Sunday, 25 March 2012

NHS Bill Passes: Next Steps....

We’re sorry to have to tell you, if you didn’t already know, that the government’s controversial Health and Social Care Bill has cleared both Houses of Parliament. MPs have voted to agree the Lords’ amendments to the Bill, turning down a Commons proposal from Shadow Health Secretary Andy Burnham to delay the final vote until the government published the Transitional Risk Register, outlining the dangers they expected to the NHS through these reforms.

Whilst the government will heave a collective sigh of relief having struggled over the last 18 months to get this legislation through, the negative impacts of these measures will be felt by NHS patients and health practitioners for years to come.

Some MPs who voted for the Bill will today be pointing to the limited amendments they managed to get the Health Secretary to agree to, but they’ve done nothing to change the fundamentals of the Bill, and the outcomes will be much the same with or without their changes.

This is a major blow, but for us and the other groups and organisations campaigning against the Bill, the fight for our NHS is far from over.

It’s important that we don’t let up on our opposition to what the government are doing with our Health Service. The changes, whilst highly damaging to the principles of the service, only affect England, and are reversible. We can and will restore and retain our NHS.

We need to be working now to gather information on the impact these changes are having. We need to gather the evidence to show what the cuts and reforms have done to NHS waiting lists, the quality of service non-private patients receive, and the standards for workers. And we want to gather information about the private companies who are looking to profit from our NHS.

There will be a political price for many to pay for forcing this bad Bill through Parliament, against the wishes of the majority of the public and the overwhelming majority of health professionals, and without a mandate in the parties’ manifestos or the coalition agreement.

Eastbourne's Lib Dem MP, Stephen Lloyd, voted FOR the bill, without waiting for the publication of the Risk Register.


You can keep up with the TUC's campaign for the Health Service by clicking here.

Thursday, 1 March 2012

Local Bargaining in the Public Sector- why Eastbourne should worry !

The TUC has produced a discussion paper in response to the Chancellor's announcements, and the Wolf report, on local pay in public services. This should be a major concern to all trade unionists, especially in Eastbourne's relatively "low wage" (for the region) economy !

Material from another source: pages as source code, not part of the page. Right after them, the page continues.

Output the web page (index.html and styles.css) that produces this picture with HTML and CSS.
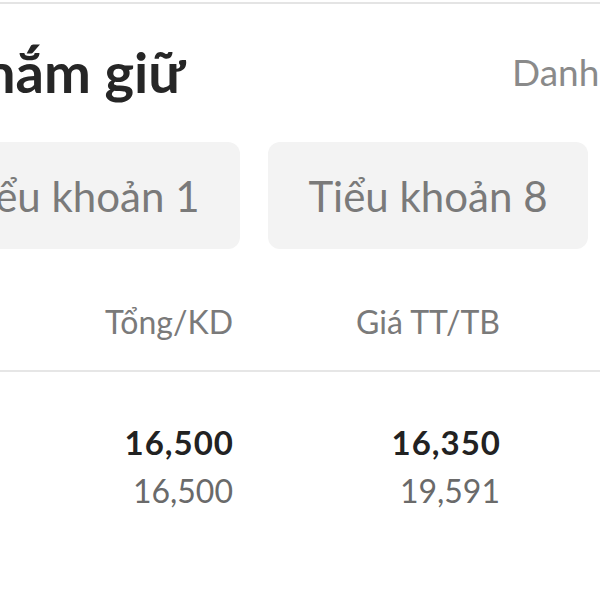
FILE: index.html
```html
<!DOCTYPE html>
<html lang="vi">
<head>
<meta charset="utf-8">
<link rel="stylesheet" href="styles.css">
</head>
<body>
<div class="screen">
  <div class="topline"></div>
  <div class="title-row">
    <div class="title-wrap"><h1 class="title">Danh mục nắm giữ</h1></div>
    <div class="link">Danh sách quan tâm</div>
  </div>
  <div class="tabs">
    <div class="tab">Tiểu khoản 1</div>
    <div class="tab">Tiểu khoản 8</div>
  </div>
  <div class="thead">
    <div class="th">Tổng/KD</div>
    <div class="th">Giá TT/TB</div>
  </div>
  <div class="row">
    <div class="cell"><div class="main">16,500</div><div class="sub">16,500</div></div>
    <div class="cell"><div class="main">16,350</div><div class="sub">19,591</div></div>
  </div>
</div>
</body>
</html>
```
FILE: styles.css
```css
html, body {
  margin: 0;
  padding: 0;
  background: #ffffff;
  overflow: hidden;
}
body {
  font-family: "Lato", "Liberation Sans", sans-serif;
  width: 600px;
  height: 600px;
}
.screen {
  width: 600px;
  height: 600px;
  overflow: hidden;
}
.topline {
  height: 2px;
  margin-top: 2px;
  background: #e4e4e4;
}
.title-row {
  display: flex;
  align-items: center;
  gap: 327px;
  height: 142px;
  margin-top: -4px;
  white-space: nowrap;
}
.title-wrap {
  width: 185px;
  flex-shrink: 0;
  display: flex;
  justify-content: flex-end;
}
.title {
  margin: 0;
  font-size: 56px;
  font-weight: 700;
  color: #262626;
  white-space: nowrap;
}
.link {
  flex-shrink: 0;
  font-size: 37px;
  color: #8a8a8a;
}
.tabs {
  display: flex;
  justify-content: flex-end;
  gap: 28px;
  padding-right: 12px;
}
.tab {
  flex: 0 0 320px;
  height: 107px;
  border-radius: 12px;
  background: #f3f3f3;
  color: #7a7a7a;
  font-size: 42px;
  display: flex;
  align-items: center;
  justify-content: center;
  white-space: nowrap;
}
.thead {
  display: grid;
  grid-template-columns: 233px 267px;
  justify-items: end;
  padding-top: 49px;
  height: 72px;
  border-bottom: 2px solid #e6e6e6;
}
.th {
  font-size: 32px;
  line-height: 48px;
  color: #7a7a7a;
}
.row {
  display: grid;
  grid-template-columns: 233px 267px;
  justify-items: end;
  padding-top: 50px;
}
.cell {
  text-align: right;
}
.main {
  font-size: 33px;
  font-weight: 700;
  letter-spacing: 1px;
  margin-right: -1px;
  color: #222222;
  line-height: 40px;
}
.sub {
  font-size: 32px;
  color: #6a6a6a;
  line-height: 58px;
}
```
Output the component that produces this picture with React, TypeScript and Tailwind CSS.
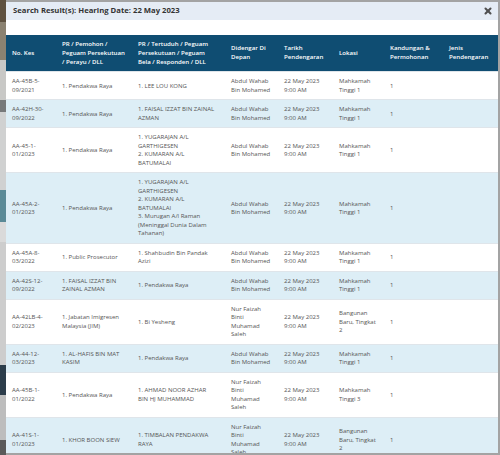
import { X } from 'lucide-react';

type Row = {
  kes: string[];
  pr: string[];
  tt: string[];
  judge: string[];
  date: string[];
  loc: string[];
  k: string;
  jenis?: string;
};

const abdul = ['Abdul Wahab', 'Bin Mohamed'];
const nur = ['Nur Faizah', 'Binti', 'Muhamad', 'Saleh'];
const when = ['22 May 2023', '9:00 AM'];
const mt1 = ['Mahkamah', 'Tinggi 1'];
const baru = ['Bangunan', 'Baru, Tingkat', '2'];

const rows: Row[] = [
  { kes: ['AA-45B-5-', '09/2021'], pr: ['1. Pendakwa Raya'], tt: ['1. LEE LOU KONG'], judge: abdul, date: when, loc: mt1, k: '1' },
  { kes: ['AA-42H-30-', '09/2022'], pr: ['1. Pendakwa Raya'], tt: ['1. FAISAL IZZAT BIN ZAINAL', 'AZMAN'], judge: abdul, date: when, loc: mt1, k: '1' },
  { kes: ['AA-45-1-', '01/2023'], pr: ['1. Pendakwa Raya'], tt: ['1. YUGARAJAN A/L', 'GARTHIGESEN', '2. KUMARAN A/L', 'BATUMALAI'], judge: abdul, date: when, loc: mt1, k: '1' },
  {
    kes: ['AA-45A-2-', '01/2023'],
    pr: ['1. Pendakwa Raya'],
    tt: ['1. YUGARAJAN A/L', 'GARTHIGESEN', '2. KUMARAN A/L', 'BATUMALAI', '3. Murugan A/l Raman', '(Meninggal Dunia Dalam', 'Tahanan)'],
    judge: abdul,
    date: when,
    loc: mt1,
    k: '1',
  },
  { kes: ['AA-45A-8-', '03/2022'], pr: ['1. Public Prosecutor'], tt: ['1. Shahbudin Bin Pandak', 'Azizi'], judge: abdul, date: when, loc: mt1, k: '1' },
  { kes: ['AA-42S-12-', '09/2022'], pr: ['1. FAISAL IZZAT BIN', 'ZAINAL AZMAN'], tt: ['1. Pendakwa Raya'], judge: abdul, date: when, loc: mt1, k: '1' },
  { kes: ['AA-42LB-4-', '02/2023'], pr: ['1. Jabatan Imigresen', 'Malaysia (JIM)'], tt: ['1. Bi Yesheng'], judge: nur, date: when, loc: baru, k: '1' },
  { kes: ['AA-44-12-', '03/2023'], pr: ['1. AL-HAFIS BIN MAT', 'KASIM'], tt: ['1. Pendakwa Raya'], judge: abdul, date: when, loc: mt1, k: '1' },
  { kes: ['AA-45B-1-', '01/2022'], pr: ['1. Pendakwa Raya'], tt: ['1. AHMAD NOOR AZHAR', 'BIN HJ MUHAMMAD'], judge: nur, date: when, loc: ['Mahkamah', 'Tinggi 3'], k: '1' },
  { kes: ['AA-41S-1-', '01/2023'], pr: ['1. KHOR BOON SIEW'], tt: ['1. TIMBALAN PENDAKWA', 'RAYA'], judge: nur, date: when, loc: baru, k: '1' },
];

const headers = [
  ['No. Kes'],
  ['PR / Pemohon /', 'Peguam Persekutuan', '/ Perayu / DLL'],
  ['PR / Tertuduh / Peguam', 'Persekutuan / Peguam', 'Bela / Responden / DLL'],
  ['Didengar Di', 'Depan'],
  ['Tarikh', 'Pendengaran'],
  ['Lokasi'],
  ['Kandungan &', 'Permohonan'],
  ['Jenis', 'Pendengaran'],
];

function Lines({ lines }: { lines: string[] }) {
  return (
    <>
      {lines.map((l, i) => (
        <span key={i} className="block whitespace-nowrap">
          {l}
        </span>
      ))}
    </>
  );
}

// strip of the page behind the modal, on the left edge
const backdrop = [
  { h: 'h-[22px]', c: 'bg-[#5e5140]' },
  { h: 'h-[38px]', c: 'bg-[#8b8271]' },
  { h: 'h-[40px]', c: 'bg-[#c8c8c6]' },
  { h: 'h-[12px]', c: 'bg-[#77797a]' },
  { h: 'h-[78px]', c: 'bg-[#d0d1d1]' },
  { h: 'h-[32px]', c: 'bg-[#5a8a97]' },
  { h: 'h-[20px]', c: 'bg-[#dadada]' },
  { h: 'h-[123px]', c: 'bg-[#cdcdcd]' },
  { h: 'h-[30px]', c: 'bg-[#2c3d4b]' },
  { h: 'h-[45px]', c: 'bg-[#bdbdbd]' },
  { h: 'h-[15px]', c: 'bg-[#5a5a5a]' },
];

export default function App() {
  return (
    <div className="flex w-[500px] h-[455px] overflow-hidden bg-white" style={{ fontFamily: '"Open Sans", "Noto Sans", sans-serif' }}>
      <div className="w-[6px] shrink-0 flex flex-col">
        {backdrop.map((b, i) => (
          <div key={i} className={`${b.h} ${b.c} shrink-0`} />
        ))}
      </div>
      <div className="flex-1 flex flex-col border-t-2 border-r-2 border-b-2 border-[#a3a3a3] overflow-hidden bg-white">
        <div className="h-[18px] shrink-0 flex items-center justify-between bg-[#e5ecf5] pl-[7px] pr-[5px]">
          <span className="text-[7.7px] font-bold text-[#333333]">Search Result(s): Hearing Date: 22 May 2023</span>
          <X className="w-[10px] h-[10px] text-[#505050]" strokeWidth={5} />
        </div>
        <div className="pt-[15px] overflow-hidden">
          <table className="w-full table-fixed border-collapse">
            <colgroup>
              <col className="w-[50px]" />
              <col className="w-[76px]" />
              <col className="w-[93px]" />
              <col className="w-[53px]" />
              <col className="w-[55px]" />
              <col className="w-[51px]" />
              <col className="w-[59px]" />
              <col className="w-[55px]" />
            </colgroup>
            <thead>
              <tr className="bg-[#0f4d72]">
                {headers.map((h, i) => (
                  <th key={i} className="text-left align-middle px-[6px] py-[5px] text-[6.1px] leading-[8.8px] font-semibold text-white">
                    <Lines lines={h} />
                  </th>
                ))}
              </tr>
            </thead>
            <tbody>
              {rows.map((r, i) => (
                <tr key={i} className={`border-t border-[#dfe5ea] ${i % 2 === 1 ? 'bg-[#ddeef6]' : 'bg-white'}`}>
                  {[r.kes, r.pr, r.tt, r.judge, r.date, r.loc, [r.k], [r.jenis ?? '']].map((cell, j) => (
                    <td key={j} className="align-middle px-[6px] py-[5px] text-[6px] leading-[8.5px] text-[#555555]">
                      <Lines lines={cell} />
                    </td>
                  ))}
                </tr>
              ))}
            </tbody>
          </table>
        </div>
      </div>
    </div>
  );
}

The Chancellor has asked the public sector pay review bodies to look at how public sector pay can be made “more responsive to local labour markets. It is clear that the Government thinks that public sector pay is too high in some part of the country and it is argued that:


“Public and private sector organisations compete for employees in different markets across the UK. However, while private sector pay is set in accordance with local labour markets, public sector pay is usually set on a national basis. As a result, in many areas, public sector pay does not reflect local labour market conditions.
Differences between public and private sector pay can adversely affect private sector businesses which have to compete with higher public sector wages. It also leads to unfair variations in public sector service quality and limits the number of jobs that the public sector can support.”
The TUC counters that public sector pay supports local economies. The Government's view takes no account of the part that public sector wages play in supporting the less well-off regions and nations of the UK. For example, the North East has both the lowest wages and the highest unemployment in England. It would simply not be credible to argue that the public sector was “crowding-out” private sector jobs in the poorest regions and nations.

Rather, reducing public sector wages in struggling areas would be certain to lead to fewer jobs, as a further fall in consumer spending would drive more private sector enterprises out of business. The failure of these enterprises would then cause f ripple effects. Economists estimate that this doubles the impact of any public sector wage cut.

According to the ONS Labour Force Survey, average public sector pay varies by 10.4 per cent between the regions and nations of the UK . It is most likely that public sector pay would fall furthest in the poorest parts of the UK.

The TUC estimates the regional effect of cutting public sector pay by just one per cent for the 908,000 public employees in the South East Region would have the effect of cutting £231 Million from the local economy- with devastating knock-on effect across both public and private sector workers.

In summary — the main arguments against "local pay" in public services:




  • Bad for local economies


  • Long-winded and inefficient


  • Bad for equalities — particularly affects women.